Data Dashboard: The Triangular Mapping of Brent Crude, US Dollar Index, and BTC

To accurately understand the impact of this geopolitical shock, we need a real-time monitoring model that triangulates three key data points. Their interactions reveal the true logic behind capital flows.

First, Brent crude oil prices. The war directly threatens global energy transport through the Strait of Hormuz, making oil prices the most immediate barometer of market sentiment. As of May 29, Brent crude stood at $92.53, with a single-day swing exceeding 4%. Persistently high oil prices are reigniting concerns over sticky inflation.

Second, the US Dollar Index. Safe-haven demand has driven the dollar higher, exerting direct downward pressure on Bitcoin’s dollar-denominated price. When the DXY rises, dollar-priced crypto assets face a natural gravitational pull toward lower valuations.
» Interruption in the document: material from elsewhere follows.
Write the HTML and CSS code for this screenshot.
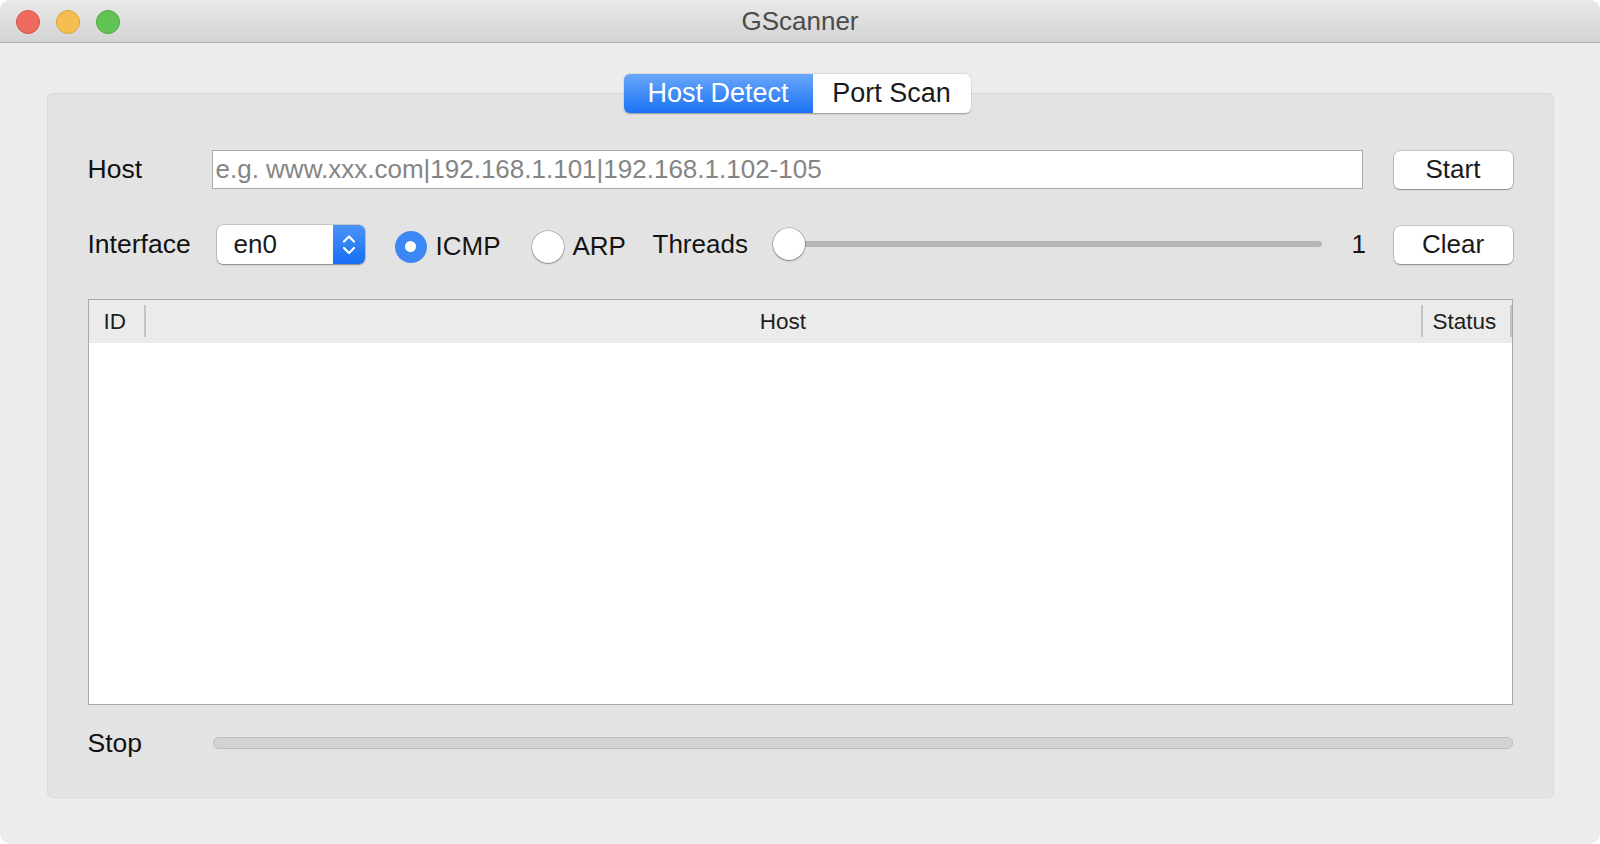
FILE: index.html
```html
<!DOCTYPE html>
<html>
<head>
<meta charset="utf-8">
<link rel="stylesheet" href="styles.css">
</head>
<body>
<div class="window">
  <div class="titlebar">
    <div class="lights">
      <span class="light red"></span>
      <span class="light yellow"></span>
      <span class="light green"></span>
    </div>
    <div class="title">GScanner</div>
  </div>
  <div class="content">
    <div class="tabs">
      <div class="tab active">Host Detect</div>
      <div class="tab">Port Scan</div>
    </div>
    <div class="group">
      <div class="row row-host">
        <div class="label">Host</div>
        <div class="input">e.g. www.xxx.com|192.168.1.101|192.168.1.102-105</div>
        <div class="btn">Start</div>
      </div>
      <div class="row row-iface">
        <div class="label label-iface">Interface</div>
        <div class="combo">
          <div class="combo-text">en0</div>
          <div class="combo-arrow">
            <svg width="32" height="39" viewBox="0 0 32 39">
              <path d="M11 16.5 L16 11.5 L21 16.5" fill="none" stroke="#fff" stroke-width="2.2" stroke-linecap="round" stroke-linejoin="round"/>
              <path d="M11 23 L16 28 L21 23" fill="none" stroke="#fff" stroke-width="2.2" stroke-linecap="round" stroke-linejoin="round"/>
            </svg>
          </div>
        </div>
        <div class="radio checked"><span class="dot"></span></div>
        <div class="radio-label label-icmp">ICMP</div>
        <div class="radio"></div>
        <div class="radio-label label-arp">ARP</div>
        <div class="label-threads">Threads</div>
        <div class="slider">
          <div class="track"></div>
          <div class="knob"></div>
        </div>
        <div class="value">1</div>
        <div class="btn">Clear</div>
      </div>
      <div class="table">
        <div class="thead">
          <div class="th th-id">ID</div>
          <div class="th th-host">Host</div>
          <div class="th th-status">Status</div>
        </div>
        <div class="tbody"></div>
      </div>
      <div class="row row-stop">
        <div class="label">Stop</div>
        <div class="progress"></div>
      </div>
    </div>
  </div>
</div>
</body>
</html>
```

FILE: styles.css
```css
html, body {
  margin: 0;
  padding: 0;
  background: #ffffff;
}
body {
  font-family: "Liberation Sans", Arial, sans-serif;
  color: #141414;
}
.window {
  width: 1600px;
  height: 844px;
  background: #ececec;
  border-radius: 10px;
  overflow: hidden;
  display: flex;
  flex-direction: column;
  box-sizing: border-box;
}
.titlebar {
  height: 43px;
  flex: none;
  box-sizing: border-box;
  background: linear-gradient(#e9e9e9, #d4d4d4);
  border-bottom: 1px solid #b3b3b3;
  position: relative;
  display: flex;
  align-items: center;
  justify-content: center;
}
.lights {
  position: absolute;
  left: 16px;
  top: 10px;
  display: flex;
  gap: 16px;
}
.light {
  width: 24px;
  height: 24px;
  border-radius: 50%;
  box-sizing: border-box;
}
.red { background: #ee6a5f; border: 1px solid #d5524a; }
.yellow { background: #f6bd4f; border: 1px solid #dca23a; }
.green { background: #5fc454; border: 1px solid #4aa83f; }
.title {
  font-size: 26px;
  color: #4b4b4b;
}
.content {
  flex: 1;
  display: flex;
  flex-direction: column;
  align-items: center;
  padding-top: 31px;
}
.tabs {
  display: flex;
  height: 39px;
  position: relative;
  z-index: 2;
  margin-left: -6px;
  border-radius: 6px;
  box-shadow: 0 0.5px 1.5px rgba(0,0,0,0.35);
}
.tab {
  height: 39px;
  box-sizing: border-box;
  display: flex;
  align-items: center;
  justify-content: center;
  font-size: 27px;
  background: #fff;
  color: #1a1a1a;
  width: 158px;
  border-radius: 0 6px 6px 0;
}
.tab.active {
  width: 189px;
  color: #fff;
  background: linear-gradient(#69a7fb, #1b72f4);
  border-radius: 6px 0 0 6px;
}
.group {
  width: 1507px;
  height: 705px;
  margin-top: -20px;
  box-sizing: border-box;
  background: #e3e3e3;
  border: 1px solid #d9d9d9;
  border-radius: 6px;
  padding: 56px 40px 0 40px;
  display: flex;
  flex-direction: column;
}
.row {
  display: flex;
  align-items: center;
  height: 39px;
}
.label {
  font-size: 26.5px;
  width: 124px;
  flex: none;
  color: #111;
}
.input {
  flex: 1;
  height: 39px;
  box-sizing: border-box;
  background: #fff;
  border: 1px solid #ababab;
  font-size: 26px;
  color: #858585;
  padding-left: 3px;
  display: flex;
  align-items: center;
  white-space: nowrap;
  overflow: hidden;
}
.btn {
  width: 119px;
  height: 38px;
  margin-left: 31px;
  flex: none;
  box-sizing: border-box;
  background: #fff;
  border-radius: 6px;
  box-shadow: 0 0 0 0.5px rgba(0,0,0,0.25), 0 1px 1.5px rgba(0,0,0,0.3);
  display: flex;
  align-items: center;
  justify-content: center;
  font-size: 26px;
  color: #1a1a1a;
}
.row-iface {
  margin-top: 36px;
}
.label-iface {
  width: 129px;
}
.combo {
  width: 148px;
  height: 39px;
  flex: none;
  display: flex;
  border-radius: 6px;
  overflow: hidden;
  box-shadow: 0 0 0 0.5px rgba(0,0,0,0.25), 0 1px 1.5px rgba(0,0,0,0.3);
  background: #fff;
}
.combo-text {
  flex: 1;
  font-size: 26px;
  padding-left: 17px;
  display: flex;
  align-items: center;
  color: #1a1a1a;
}
.combo-arrow {
  width: 32px;
  height: 39px;
  background: linear-gradient(#4b93f9, #176ef3);
}
.combo-arrow svg { display: block; }
.radio {
  width: 32px;
  height: 32px;
  border-radius: 50%;
  flex: none;
  box-sizing: border-box;
  background: #fff;
  box-shadow: 0 0 0 0.6px rgba(0,0,0,0.3), 0 1px 1.5px rgba(0,0,0,0.25);
  display: flex;
  align-items: center;
  justify-content: center;
  margin-top: 4px;
}
.radio.checked {
  background: #3d87f5;
  box-shadow: none;
  margin-left: 30px;
}
.radio .dot {
  width: 11px;
  height: 11px;
  border-radius: 50%;
  background: #fff;
}
.radio-label {
  font-size: 26px;
  margin-left: 9px;
  margin-top: 4px;
  flex: none;
  white-space: nowrap;
}
.label-icmp { width: 96px; }
.label-arp { width: 80px; }
.label-threads {
  font-size: 26px;
  width: 120px;
  flex: none;
}
.slider {
  position: relative;
  flex: 1;
  height: 39px;
}
.track {
  position: absolute;
  left: 8px;
  right: 0;
  top: 16px;
  height: 6px;
  border-radius: 3px;
  background: #b6b6b6;
}
.knob {
  position: absolute;
  left: 0;
  top: 3px;
  width: 32px;
  height: 32px;
  border-radius: 50%;
  background: #fff;
  box-shadow: 0 0 0 0.6px rgba(0,0,0,0.3), 0 1px 2px rgba(0,0,0,0.3);
}
.value {
  font-size: 26px;
  margin-left: 30px;
  width: 12px;
  flex: none;
}
.row-iface .btn {
  margin-left: 30px;
}
.table {
  margin-top: 35px;
  height: 406px;
  box-sizing: border-box;
  border: 1px solid #a9a9a9;
  background: #fff;
  display: flex;
  flex-direction: column;
}
.thead {
  height: 43px;
  flex: none;
  background: #ebebeb;
  display: flex;
  align-items: center;
}
.th {
  font-size: 22.5px;
  color: #1e1e1e;
  height: 100%;
  display: flex;
  align-items: center;
  box-sizing: border-box;
  position: relative;
}
.th-id {
  width: 57px;
  padding-left: 15px;
}
.th-host {
  flex: 1;
  justify-content: center;
}
.th-status {
  width: 91px;
  padding-left: 12px;
}
.th-id::after, .th-status::before, .th-status::after {
  content: "";
  position: absolute;
  top: 5px;
  bottom: 6px;
  width: 2px;
  background: #c4c4c4;
}
.th-id::after { right: 0; }
.th-status::before { left: 0; }
.th-status::after { right: 0; }
.tbody {
  flex: 1;
}
.row-stop {
  margin-top: 18px;
  height: 40px;
}
.progress {
  flex: 1;
  margin-left: 1px;
  height: 12px;
  box-sizing: border-box;
  background: #d3d3d3;
  border: 1px solid #bdbdbd;
  border-radius: 6px;
}
```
Third, Bitcoin itself. Examining recent price action reveals a counterintuitive phenomenon: Bitcoin’s decline was significantly less severe than US equity futures, and after breaking below $73,000, it demonstrated strong spot market support. According to Gate’s live data, the 24-hour low for Bitcoin did not breach key weekly support levels.

The core takeaway from this triangular relationship is that, in this localized war, Bitcoin’s volatility logic sits between that of an "absolute safe-haven asset" and a "high-beta tech stock," exhibiting a new kind of hybrid behavior.

Public Sentiment and Diverging Views: Digital Gold’s Narrative Under Scrutiny

The long-standing debate over whether "Bitcoin is a safe haven asset" reached a fever pitch during the US-Iran conflict.

One camp argues that Bitcoin’s sharp drop instantly disproved its safe-haven status. They contend that when true "Bitcoin geopolitical risk" emerges, capital flees the highly volatile crypto market for gold and the US dollar without hesitation. The rapid plunge in Bitcoin’s price following news of the Iranian attack is their strongest evidence.

The opposing view focuses on crypto assets’ long-term resistance to censorship and their portability. Especially in regions facing capital controls or banking system collapse, Bitcoin offers a unique escape route for funds. Some sentiment analysis suggests that this "Bitcoin price drop Iran" episode was driven more by algorithmic trading and cascading liquidations than by long-term value investors selling off their holdings.

Meanwhile, discussions of a "crypto market crash 2026" quickly gained traction on social media. However, a closer look at the data shows that, compared to the cascading failures of 2022 and the "3/12" event of 2020, the scale of this market pullback remains within manageable bounds. The real debate centers on whether this conflict could trigger a much larger liquidity crisis.

Industry Impact Analysis: From Liquidity Squeeze to the Revival of Decentralized Credit

The implications of the US-Iran conflict for the crypto industry go far beyond short-term price swings.

On the price front, Ethereum’s drop below $2,000 triggered a wave of liquidations across the DeFi ecosystem. On-chain liquidation volumes for several major lending protocols surged, effectively forcing a deleveraging within the crypto market that could help restore industry health.

From a technology perspective, geopolitical instability may accelerate the development of decentralized physical infrastructure networks (DePIN) and censorship-resistant communication protocols. When centralized servers face physical threats, the value of distributed node networks becomes increasingly clear.

At the macro capital level, the tense situation has temporarily overshadowed another core issue for crypto markets: the direction of Federal Reserve interest rate policy. If oil prices stay high and fuel inflation, the start of an easing cycle could be delayed, putting longer-term, systemic pressure on risk asset valuations. This is a transmission channel of "BTC geopolitical risk" that’s often overlooked.

Conclusion: Redefining Crypto’s Anchor in the Fog of War

Missiles can’t destroy Bitcoin’s code, but they can easily shatter market risk appetite.

As the most significant geopolitical variable of 2026, the US-Iran conflict is subjecting the crypto industry to a rigorous stress test. It has ruthlessly exposed the crypto market’s ongoing dependence on macro liquidity, especially its deep ties to US dollar interest rates. At the same time, it serves as a powerful reminder that, in a world increasingly divided and prone to conflict, a settlement network independent of national sovereignty carries profound significance.